# Developing Serve Applications

This notebook covers best practices for designing, testing and developing Ray Serve applications.

<div class="alert alert-block alert-info">
    
<b>Here is the roadmap for this notebook:</b>

<ol>
    <li>Structuring Serve Code</li>
    <li>Testing Serve Code</li>
    <li>Patterns of Integrating with FastAPI</li>
    <li>Debugging Serve Applications</li>
    <li>Configuration in Ray Serve</li>
    <li>Running Serve Locally</li>
</ol>
</div>

**Imports**

In [None]:
import pytest

import requests
from fastapi import FastAPI, APIRouter, Depends
from fastapi import HTTPException
from fastapi.responses import JSONResponse
from pydantic import BaseModel
from ray import serve
from ray.serve import Application
from ray.serve.handle import DeploymentHandle
from starlette.requests import Request

## 1. Structuring Serve Code

Structuring your Ray Serve applications effectively requires separating business logic from deployment concerns. This section provides guidance on how to organize your code for better testability and maintainability.
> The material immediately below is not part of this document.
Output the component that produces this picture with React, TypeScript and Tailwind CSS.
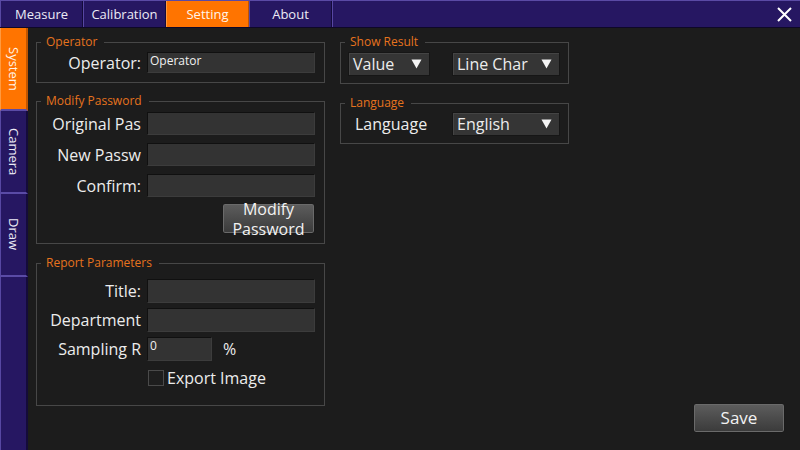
import React from "react";

const Input = ({ w = "w-[168px]", h = "h-[23px]", text = "" }: { w?: string; h?: string; text?: string }) => (
  <div className={`${w} ${h} bg-[#333333] border-t border-l border-t-[#101010] border-l-[#101010] border-b border-r border-b-[#3c3c3c] border-r-[#3c3c3c] text-[12px] leading-[14px] text-[#f0f0f0] pl-[2px] pt-[1px] overflow-hidden`}>
    {text}
  </div>
);

const Row = ({ label, children }: { label: string; children: React.ReactNode }) => (
  <div className="flex items-center">
    <div className="w-[104px] text-right whitespace-nowrap text-[16px] leading-[20px] text-[#ececec]">{label}</div>
    <div className="ml-[6px] flex items-center">{children}</div>
  </div>
);

const Tri = () => (
  <svg width="11" height="10" viewBox="0 0 11 10" className="shrink-0">
    <polygon points="0.5,0.5 10.5,0.5 5.5,9.5" fill="#f4f4f4" />
  </svg>
);

const Dropdown = ({ w, text }: { w: string; text: string }) => (
  <div className={`${w} h-[24px] bg-[#353535] border border-[#161616] shadow-[inset_1px_1px_0_#444] flex items-center justify-between pl-[4px] pr-[7px] text-[16px] leading-[20px] text-[#ececec]`}>
    <span>{text}</span>
    <Tri />
  </div>
);

const Legend = ({ children }: { children: React.ReactNode }) => (
  <legend className="ml-[4px] pl-[5px] pr-[7px] text-[12px] leading-[14px] text-[#e6731e]">{children}</legend>
);

const Btn = ({ className = "", children }: { className?: string; children: React.ReactNode }) => (
  <div className={`${className} rounded-[3px] border border-[#1a1a1a] shadow-[inset_0_0_0_1px_#6a6a6a] bg-gradient-to-b from-[#5e5e5e] to-[#3a3a3a] flex flex-col items-center justify-center text-[#f2f2f2] text-center`}>
    {children}
  </div>
);

export default function App() {
  const tabs = ["Measure", "Calibration", "Setting", "About"];
  const side = ["System", "Camera", "Draw"];
  return (
    <div className="w-[800px] h-[450px] bg-[#1c1c1c] flex flex-col overflow-hidden font-['Open_Sans','Noto_Sans',sans-serif]">
      {/* top bar */}
      <div className="h-[28px] shrink-0 flex bg-[#251560] border-t border-t-[#5a4aa5] border-b border-b-[#0e0828]">
        {tabs.map((t) => (
          <div
            key={t}
            className={`w-[83px] shrink-0 flex items-center justify-center text-[13px] leading-[16px] border-l border-r ${
              t === "Setting"
                ? "bg-[#ff7400] border-l-[#ff9a40] border-r-[#c05500] text-[#fff4ea]"
                : "bg-[#261762] border-l-[#5747a2] border-r-[#140b3a] text-[#ecebf5]"
            }`}
          >
            {t}
          </div>
        ))}
        <div className="flex-1 flex items-center justify-end pr-[8px] bg-[#261762] border-l border-l-[#5747a2]">
          <svg width="15" height="15" viewBox="0 0 15 15">
            <path d="M1 1 L14 14 M14 1 L1 14" stroke="#ffffff" strokeWidth="2" />
          </svg>
        </div>
      </div>

      <div className="flex flex-1 min-h-0">
        {/* sidebar */}
        <div className="w-[28px] shrink-0 flex flex-col bg-[#261762]">
          {side.map((s) => (
            <div
              key={s}
              className={`h-[83px] shrink-0 flex items-center justify-center border-l border-r-2 border-b-2 border-b-[#5a4ba6] ${
                s === "System"
                  ? "bg-[#ff7400] border-l-[#ff9a40] border-r-[#c05500] text-[#fff4ea]"
                  : "bg-[#261762] border-l-[#5747a2] border-r-[#140b3a] text-[#ecebf5]"
              }`}
            >
              <span className="[writing-mode:vertical-rl] text-[13px] leading-[16px]">{s}</span>
            </div>
          ))}
          <div className="flex-1 border-l border-l-[#5747a2] border-r-2 border-r-[#140b3a]" />
        </div>

        {/* main */}
        <div className="flex-1 flex items-start pl-[8px] pt-[7px]">
          {/* left column */}
          <div className="w-[289px] shrink-0 flex flex-col">
            <fieldset className="border border-[#474747] pb-[9px]">
              <Legend>Operator</Legend>
              <div className="mt-[3px]">
                <Row label="Operator:">
                  <Input h="h-[21px]" text="Operator" />
                </Row>
              </div>
            </fieldset>

            <fieldset className="mt-[11px] border border-[#474747] pb-[9px]">
              <Legend>Modify Password</Legend>
              <div className="mt-[4px] flex flex-col gap-[8px]">
                <Row label="Original Pas">
                  <Input />
                </Row>
                <Row label="New Passw">
                  <Input />
                </Row>
                <Row label="Confirm:">
                  <Input />
                </Row>
              </div>
              <div className="flex justify-end pr-[9px] mt-[6px]">
                <Btn className="w-[93px] h-[31px] text-[16px] leading-[20px]">
                  <span>Modify</span>
                  <span>Password</span>
                </Btn>
              </div>
            </fieldset>

            <fieldset className="mt-[12px] border border-[#474747] pb-[19px]">
              <Legend>Report Parameters</Legend>
              <div className="mt-[9px] flex flex-col gap-[5px]">
                <Row label="Title:">
                  <Input h="h-[24px]" />
                </Row>
                <Row label="Department">
                  <Input h="h-[24px]" />
                </Row>
                <Row label="Sampling R">
                  <Input w="w-[65px]" h="h-[24px]" text="0" />
                  <span className="ml-[11px] text-[16px] leading-[20px] text-[#ececec]">%</span>
                </Row>
              </div>
              <div className="mt-[9px] ml-[111px] flex items-center h-[16px]">
                <div className="w-[16px] h-[16px] border border-[#4a4a4a] bg-[#1e1e1e]" />
                <span className="ml-[3px] text-[16px] leading-[20px] text-[#ececec]">Export Image</span>
              </div>
            </fieldset>
          </div>

          {/* right column */}
          <div className="ml-[15px] w-[229px] shrink-0 flex flex-col">
            <fieldset className="border border-[#474747] pb-[7px]">
              <Legend>Show Result</Legend>
              <div className="mt-[3px] pl-[7px] flex gap-[22px]">
                <Dropdown w="w-[82px]" text="Value" />
                <Dropdown w="w-[108px]" text="Line Char" />
              </div>
            </fieldset>
            <fieldset className="mt-[12px] border border-[#474747] pb-[7px]">
              <Legend>Language</Legend>
              <div className="mt-[2px] pl-[7px] flex items-center gap-[22px]">
                <div className="w-[82px] pl-[7px] text-[16px] leading-[20px] text-[#ececec] whitespace-nowrap">Language</div>
                <Dropdown w="w-[108px]" text="English" />
              </div>
            </fieldset>
          </div>

          {/* save column */}
          <div className="flex-1 self-stretch flex flex-col justify-end items-end pr-[15px] pb-[17px]">
            <Btn className="w-[92px] h-[30px] text-[17px] leading-[20px]">Save</Btn>
          </div>
        </div>
      </div>
    </div>
  );
}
### Code Structure for Testability

The key to effective testing with Ray Serve is to separate your business logic from the deployment wrapper. Here's the recommended structure:

In [None]:
class MyModel:
    """Core business logic - easily unit testable"""
    
    def __init__(self, model_path: str):
        self.model_path = model_path
        self.model = self._load_model()
    
    def _load_model(self):
        """Model loading logic"""
    
    def predict(self, input_data: dict) -> dict:
        """Core prediction logic"""    


@serve.deployment(
    ray_actor_options={"num_cpus": 1},
    max_ongoing_requests=5
)
class MyModelDeployment(MyModel):
    """Ray Serve deployment wrapper"""
    
    def __init__(self, model_path: str):
        super().__init__(model_path)
    
    async def __call__(self, request: Request) -> dict:
        """HTTP endpoint handler"""
        input_data = await request.json()
        
        # Add basic validation
        if "test" not in input_data:
            raise HTTPException(status_code=400, detail="Missing required field 'test'")
        
        return self.predict(input_data)

#### Alternative Patterns for Creating Deployments

Instead of using inheritance, you can use alternative patterns to create deployments from your business logic classes:

**Pattern 1: Using an `as_deployment()` class method**

In [None]:
class MyModel:
    """Core business logic with deployment factory method"""
    
    def __init__(self, model_path: str):
        self.model_path = model_path
        self.model = self._load_model()
    
    def _load_model(self):
        """Model loading logic"""
    
    def predict(self, input_data: dict) -> dict:
        """Core prediction logic"""
    
    @classmethod
    def as_deployment(cls, **deployment_options):
        """Factory method to create a Ray Serve deployment"""
        default_options = {
            "ray_actor_options": {"num_cpus": 1},
            "max_ongoing_requests": 5
        }
        default_options.update(deployment_options)
        return serve.deployment(**default_options)(cls)

# Usage
app = MyModel.as_deployment(name="my_model").bind("path/to/model")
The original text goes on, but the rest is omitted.